I mean, what’s he gonna do, get a real job?
But on the flipside – and there’s always a flipside with Lucas – it’s like he vacillates between pop craftsmanship, metallic pretensions, and making it – and making important statements, none of which gets him recognized for the artist he is. John Lennon took a crap on the toilet and it’s art. Jack White releases what I consider a dud in Blunderbuss and it rates highly all over. Scott Weiland forms another supergroup. The Black Keys sell out arenas. Another Kurt Cobain rarity is unearthed. Metallica and Lou Reed join forces. The latest underground phenom lights up Pitchfork and dilettante hipsters everywhere rejoice … this month. Scott Lucas attacks the stage screaming his guts out, night after night, bouncing around like a dyspeptic maniac and makes a record incorporating hook after chorus after dirty quasi-metal riff and … crickets. The critics, the real ones who aren’t on to Ariana Grande’s latest single, this week’s disposable pop band, hip-hop act or whatever dross rock major labels are subjecting listeners to, those douchebags are just too cool for whatever genre this “Copacetic” guy is supposed to be in. I mean, wasn’t he grunge or something? A Nirvana wannabe? Man, this is 2015!

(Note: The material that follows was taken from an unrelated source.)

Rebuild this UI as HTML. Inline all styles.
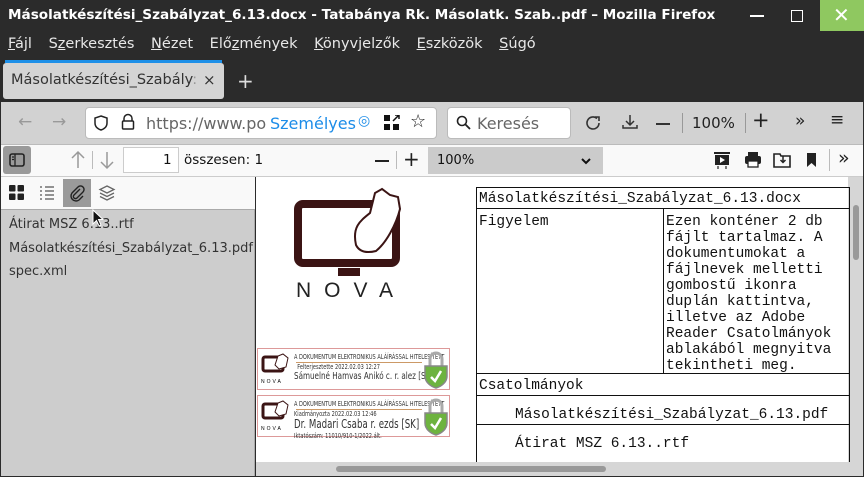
<!DOCTYPE html>
<html><head><meta charset="utf-8"><style>
*{margin:0;padding:0;box-sizing:border-box}
body{width:864px;height:477px;overflow:hidden;background:#2b2b2b;font-family:"DejaVu Sans","Liberation Sans",sans-serif;position:relative}
.a{position:absolute}
.t{color:#fff;font-weight:bold;font-size:13.6px;left:8px;top:7px;white-space:nowrap}
.menu{top:36px;left:8px;color:#e8e8e8;font-size:14.5px;white-space:nowrap}
.menu span{margin-right:12px}
.menu u{text-decoration:underline}
.mono{font-family:"Liberation Mono","DejaVu Sans Mono",monospace;font-size:14.5px;color:#111;line-height:16px}
.sig{font-size:7px;color:#333;white-space:nowrap;line-height:10px;transform:scaleX(0.72);transform-origin:0 0}
</style></head><body>
<div class="a t">Másolatkészítési_Szabályzat_6.13.docx - Tatabánya Rk. Másolatk. Szab..pdf – Mozilla Firefox</div>
<div class="a" style="left:750px;top:15px;width:14px;height:1.5px;background:#fff"></div>
<div class="a" style="left:791px;top:10px;width:12px;height:12px;border:1.5px solid #fff"></div>
<div class="a" style="left:820px;top:0;width:44px;height:31px;background:#8fc860"></div>
<div class="a" style="left:833px;top:3px;color:#fff;font-size:20px;font-weight:200">✕</div>
<div class="a menu"><span><u>F</u>ájl</span> <span>S<u>z</u>erkesztés</span> <span><u>N</u>ézet</span> <span>Elő<u>z</u>mények</span> <span><u>K</u>önyvjelzők</span> <span><u>E</u>szközök</span> <span><u>S</u>úgó</span></div>
<div class="a" style="left:5px;top:60px;width:217px;height:3px;background:#1e90e8"></div>
<div class="a" style="left:3px;top:63px;width:221px;height:36px;background:#d4d4d4;border-radius:3px"></div>
<div class="a" style="left:11px;top:72px;font-size:14.5px;color:#333;white-space:nowrap;width:190px;overflow:hidden">Másolatkészítési_Szabály<span style="color:#999">:</span></div>
<div class="a" style="left:203px;top:71px;font-size:15px;color:#333">×</div>
<div class="a" style="left:237px;top:69px;font-size:20px;color:#ddd">+</div>
<div class="a" style="left:1px;top:102px;width:862px;height:42px;background:#d2d2d2"></div>
<div class="a" style="left:18px;top:112px;font-size:17px;color:#999">←</div>
<div class="a" style="left:52px;top:112px;font-size:17px;color:#999">→</div>
<div class="a" style="left:85px;top:107px;width:352px;height:32px;background:#fff;border:1px solid #bbb;border-radius:4px"></div>
<svg class="a" style="left:92px;top:114px" width="18" height="18"><path d="M9 2 L15 4 V9 C15 13 12 15 9 16 C6 15 3 13 3 9 V4 Z" fill="none" stroke="#222" stroke-width="1.5"/></svg>
<svg class="a" style="left:120px;top:113px" width="16" height="18"><path d="M4 8 V5.5 a4 4 0 0 1 8 0 V8" fill="none" stroke="#222" stroke-width="1.5"/><rect x="2.5" y="8" width="11" height="8" rx="1" fill="none" stroke="#222" stroke-width="1.5"/></svg>
<div class="a" style="left:146px;top:114px;font-size:16px;color:#666;white-space:nowrap">https://www.po</div>
<div class="a" style="left:270px;top:114px;font-size:16px;color:#1c8ce8;white-space:nowrap">Személyes</div>
<div class="a" style="left:358px;top:113px;font-size:14px;color:#1c8ce8">◎</div>
<svg class="a" style="left:384px;top:115px" width="16" height="16"><rect x="0" y="0" width="6" height="6" fill="#111"/><rect x="0" y="9" width="6" height="6" fill="#111"/><rect x="9" y="9" width="6" height="6" fill="#111"/><path d="M9 6 L15 0 M11 0 H15 V4" stroke="#111" stroke-width="1.5" fill="none"/></svg>
<div class="a" style="left:410px;top:111px;font-size:18px;color:#222">☆</div>
<div class="a" style="left:447px;top:107px;width:124px;height:32px;background:#fff;border:1px solid #bbb;border-radius:4px"></div>
<svg class="a" style="left:456px;top:115px" width="16" height="16"><circle cx="6" cy="6" r="4.5" fill="none" stroke="#222" stroke-width="1.6"/><path d="M9.5 9.5 L14 14" stroke="#222" stroke-width="1.8"/></svg>
<div class="a" style="left:477px;top:114px;font-size:16px;color:#666">Keresés</div>
<svg class="a" style="left:585px;top:114px" width="18" height="18"><path d="M14 9 A6 6 0 1 1 12 4.5" fill="none" stroke="#333" stroke-width="1.6"/><path d="M10 3 H14 V7" fill="none" stroke="#333" stroke-width="1.6"/></svg>
<svg class="a" style="left:621px;top:113px" width="18" height="18"><path d="M9 2 V12 M5 8 L9 12 L13 8 M2 12 V15 H16 V12" fill="none" stroke="#333" stroke-width="1.5"/></svg>
<div class="a" style="left:656px;top:123px;width:14px;height:1.5px;background:#333"></div>
<div class="a" style="left:682px;top:113px;width:1px;height:20px;background:#999"></div>
<div class="a" style="left:692px;top:114px;font-size:15px;color:#222">100%</div>
<div class="a" style="left:745px;top:113px;width:1px;height:20px;background:#999"></div>
<div class="a" style="left:752px;top:108px;font-size:21px;color:#222">+</div>
<div class="a" style="left:795px;top:111px;font-size:17px;color:#222">»</div>
<div class="a" style="left:830px;top:110px;font-size:17px;color:#222">≡</div>
<div class="a" style="left:1px;top:144px;width:862px;height:33px;background:#f9f9f9;border-top:1px solid #bbb;border-bottom:1px solid #ccc"></div>
<div class="a" style="left:3px;top:146px;width:28px;height:28px;background:#9a9a9a;border-radius:3px"></div>
<svg class="a" style="left:9px;top:153px" width="16" height="14"><rect x="1" y="1" width="14" height="12" rx="2" fill="none" stroke="#222" stroke-width="1.6"/><path d="M6 1 V13 M3 4 H5 M3 6.5 H5" stroke="#222" stroke-width="1.3"/></svg>
<svg class="a" style="left:70px;top:150px" width="16" height="20"><path d="M8 2 V18 M2 8 L8 2 L14 8" fill="none" stroke="#999" stroke-width="1.5"/></svg>
<div class="a" style="left:92px;top:151px;width:1px;height:18px;background:#bbb"></div>
<svg class="a" style="left:99px;top:150px" width="16" height="20"><path d="M8 2 V18 M2 12 L8 18 L14 12" fill="none" stroke="#999" stroke-width="1.5"/></svg>
<div class="a" style="left:123px;top:147px;width:56px;height:26px;background:#fff;border:1px solid #ccc"></div>
<div class="a" style="left:163px;top:152px;font-size:13.5px;color:#111">1</div>
<div class="a" style="left:184px;top:152px;font-size:13.5px;color:#111">összesen: 1</div>
<div class="a" style="left:375px;top:160px;width:14px;height:2px;background:#222"></div>
<div class="a" style="left:396px;top:151px;width:1px;height:18px;background:#bbb"></div>
<div class="a" style="left:403px;top:147px;font-size:20px;color:#222">+</div>
<div class="a" style="left:428px;top:147px;width:175px;height:27px;background:#cbcbcb"></div>
<div class="a" style="left:437px;top:153px;font-size:13px;color:#111">100%</div>
<svg class="a" style="left:581px;top:157px" width="10" height="8"><path d="M1 2 L5 6 L9 2" fill="none" stroke="#111" stroke-width="2"/></svg>
<svg class="a" style="left:713px;top:151px" width="20" height="20"><rect x="1" y="1" width="16" height="2" fill="#222"/><rect x="2" y="4" width="14" height="10" fill="#222"/><path d="M7 6 L12 9 L7 12Z" fill="#fff"/><path d="M5 15 V18 M13 15 V18" stroke="#222" stroke-width="1.2"/></svg>
<svg class="a" style="left:743px;top:151px" width="20" height="18"><rect x="5" y="1" width="10" height="4" fill="#222"/><rect x="2" y="5" width="16" height="8" rx="2" fill="#222"/><rect x="5" y="10" width="10" height="6" fill="#fff" stroke="#222" stroke-width="1.3"/></svg>
<svg class="a" style="left:773px;top:151px" width="18" height="18"><path d="M1 3 H7 L8 5 H17 V16 H1 Z" fill="none" stroke="#222" stroke-width="1.6"/><path d="M10 5 V11 M7.5 9 L10 11.5 L12.5 9" stroke="#222" stroke-width="1.5" fill="none"/></svg>
<svg class="a" style="left:806px;top:152px" width="12" height="16"><path d="M1 1 H10 V15 L5.5 11 L1 15 Z" fill="#222"/></svg>
<div class="a" style="left:829px;top:149px;width:1px;height:22px;background:#bbb"></div>
<div class="a" style="left:838px;top:147px;font-size:19px;color:#222">»</div>
<div class="a" style="left:1px;top:177px;width:254px;height:33px;background:#f9f9f9;border-bottom:1px solid #aaa"></div>
<svg class="a" style="left:9px;top:185px" width="16" height="16"><rect x="0" y="0" width="6.5" height="6.5" rx="1" fill="#222"/><rect x="8.5" y="0" width="6.5" height="6.5" rx="1" fill="#222"/><rect x="0" y="8.5" width="6.5" height="6.5" rx="1" fill="#222"/><rect x="8.5" y="8.5" width="6.5" height="6.5" rx="1" fill="#222"/></svg>
<svg class="a" style="left:39px;top:185px" width="16" height="16"><path d="M1 2H3M6 2H15M1 6H3M6 6H15M1 10H3M6 10H15M1 14H3M6 14H15" stroke="#555" stroke-width="1.3"/></svg>
<div class="a" style="left:63px;top:179px;width:28px;height:28px;background:#9a9a9a"></div>
<svg class="a" style="left:68px;top:184px" width="18" height="18"><path d="M12 5 L6 11 a2 2 0 0 0 3 3 L15 8 a3.5 3.5 0 0 0 -5 -5 L4 9 a5 5 0 0 0 7 7 L15 12" fill="none" stroke="#222" stroke-width="1.4"/></svg>
<svg class="a" style="left:98px;top:184px" width="18" height="18"><path d="M9 2 L16 5.5 L9 9 L2 5.5Z M2 9 L9 12.5 L16 9 M2 12.5 L9 16 L16 12.5" fill="none" stroke="#666" stroke-width="1.3"/></svg>
<div class="a" style="left:1px;top:210px;width:254px;height:266px;background:#cdcdcd;border-right:1px solid #aaa"></div>
<div class="a" style="left:9px;top:213px;font-size:13px;color:#333;line-height:23.5px;white-space:nowrap">Átirat MSZ 6.13..rtf<br>Másolatkészítési_Szabályzat_6.13.pdf<br>spec.xml</div>
<svg class="a" style="left:92px;top:209px" width="12" height="18"><path d="M1 1 V15 L4.5 11.5 L7 17 L9 16 L6.5 10.5 L11 10.5 Z" fill="#111" stroke="#fff" stroke-width="1"/></svg>
<div class="a" style="left:256px;top:177px;width:592px;height:285px;background:#fff"></div>
<div class="a" style="left:848px;top:177px;width:15px;height:299px;background:#d6d6d6"></div>
<div class="a" style="left:853px;top:205px;width:6px;height:55px;background:#999;border-radius:3px"></div>
<svg class="a" style="left:290px;top:187px" width="115" height="115"><rect x="8" y="17" width="98" height="59" rx="5" fill="none" stroke="#3b1414" stroke-width="8"/><rect x="48" y="81" width="22" height="8" fill="#3b1414"/><path d="M66 58 C62 40 70 34 80 26 L85 6 L92 2 L100 8 L108 10 L110 22 C106 38 96 56 86 64 C78 66 70 66 66 58Z" fill="#fff" stroke="#3b1414" stroke-width="2"/><text x="6" y="110" font-family="Liberation Sans,sans-serif" font-size="21" fill="#222" letter-spacing="13">NOVA</text></svg>
<div class="a" style="left:257px;top:348px;width:193px;height:42px;border:1px solid #d99"></div>
<div class="a" style="left:257px;top:395px;width:193px;height:42px;border:1px solid #d99"></div>
<div class="a sig" style="left:294px;top:352px">A DOKUMENTUM ELEKTRONIKUS ALÁÍRÁSSAL HITELESÍTETT<br>&nbsp;&nbsp;Felterjesztette 2022.02.03 12:27<br><span style="font-size:10px">Sámuelné Hamvas Anikó c. r. alez [SK]</span></div>
<div class="a sig" style="left:294px;top:399px">A DOKUMENTUM ELEKTRONIKUS ALÁÍRÁSSAL HITELESÍTETT<br>Kiadmányozta 2022.02.03 12:46<br><span style="font-size:12px">Dr. Madari Csaba r. ezds [SK]</span><br>Iktatószám: 11010/910-1/2022.ált.</div>
<div class="a" style="left:296px;top:362px;width:126px;height:1px;background:#c96"></div>
<div class="a" style="left:296px;top:409px;width:126px;height:1px;background:#c96"></div>
<svg class="a" style="left:261px;top:353px" width="30" height="33"><rect x="2" y="4" width="20" height="14" rx="2" fill="none" stroke="#3b1414" stroke-width="3"/><path d="M14 12 L17 3 L22 1 L27 5 L25 14 L18 16Z" fill="#fff" stroke="#3b1414"/><text x="0" y="30" font-size="5" font-family="Liberation Sans" letter-spacing="2">NOVA</text></svg>
<svg class="a" style="left:261px;top:400px" width="30" height="33"><rect x="2" y="4" width="20" height="14" rx="2" fill="none" stroke="#3b1414" stroke-width="3"/><path d="M14 12 L17 3 L22 1 L27 5 L25 14 L18 16Z" fill="#fff" stroke="#3b1414"/><text x="0" y="30" font-size="5" font-family="Liberation Sans" letter-spacing="2">NOVA</text></svg>
<svg class="a" style="left:422px;top:350px" width="28" height="40"><path d="M8 16 V9 a6 6 0 0 1 12 0 V16" fill="none" stroke="#aaa" stroke-width="3"/><path d="M3 16 H25 V26 C25 33 18 37 14 38 C10 37 3 33 3 26Z" fill="#6db33f" stroke="#888" stroke-width="1.5"/><path d="M9 27 L13 31 L19 21" fill="none" stroke="#fff" stroke-width="2.5"/></svg>
<svg class="a" style="left:422px;top:397px" width="28" height="40"><path d="M8 16 V9 a6 6 0 0 1 12 0 V16" fill="none" stroke="#aaa" stroke-width="3"/><path d="M3 16 H25 V26 C25 33 18 37 14 38 C10 37 3 33 3 26Z" fill="#6db33f" stroke="#888" stroke-width="1.5"/><path d="M9 27 L13 31 L19 21" fill="none" stroke="#fff" stroke-width="2.5"/></svg>
<div class="a mono" style="left:476px;top:187px;width:374px;height:275px;border:1px solid #111;border-bottom:none;overflow:hidden">
<div style="height:21px;border-bottom:1px solid #111;padding:3px 2px">Másolatkészítési_Szabályzat_6.13.docx</div>
<div style="height:165px;border-bottom:1px solid #111;display:flex"><div style="flex:none;width:187px;border-right:1px solid #111;padding:5px 2px">Figyelem</div><div style="flex:1;padding:5px 2px;overflow:hidden">Ezen konténer 2 db fájlt tartalmaz. A dokumentumokat a fájlnevek melletti gombostű ikonra duplán kattintva, illetve az Adobe Reader Csatolmányok ablakából megnyitva tekintheti meg.</div></div>
<div style="height:22px;border-bottom:1px solid #111;padding:4px 2px">Csatolmányok</div>
<div style="height:29px;border-bottom:1px solid #111;padding:11px 38px 0">Másolatkészítési_Szabályzat_6.13.pdf</div>
<div style="padding:11px 38px">Átirat MSZ 6.13..rtf</div>
</div>
<div class="a" style="left:256px;top:462px;width:592px;height:14px;background:#d6d6d6"></div>
<div class="a" style="left:336px;top:466px;width:270px;height:6px;background:#999;border-radius:3px"></div>
</body></html>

Yeah, he’s a cranky fuck. But if you were Scott Lucas, you’d be punching walls and complaining on record, too. But Hey, Killer shows he’s still swinging for the fences, mass critical or popular acclaim be damned (and really, do we want to share him with the idiots? Maybe if he gets paid). And whatever you think of his political or cultural musings, who gives a fig in the end? He’s still producing art that sounds good. And in an increasingly bleak world, that’s what matters most.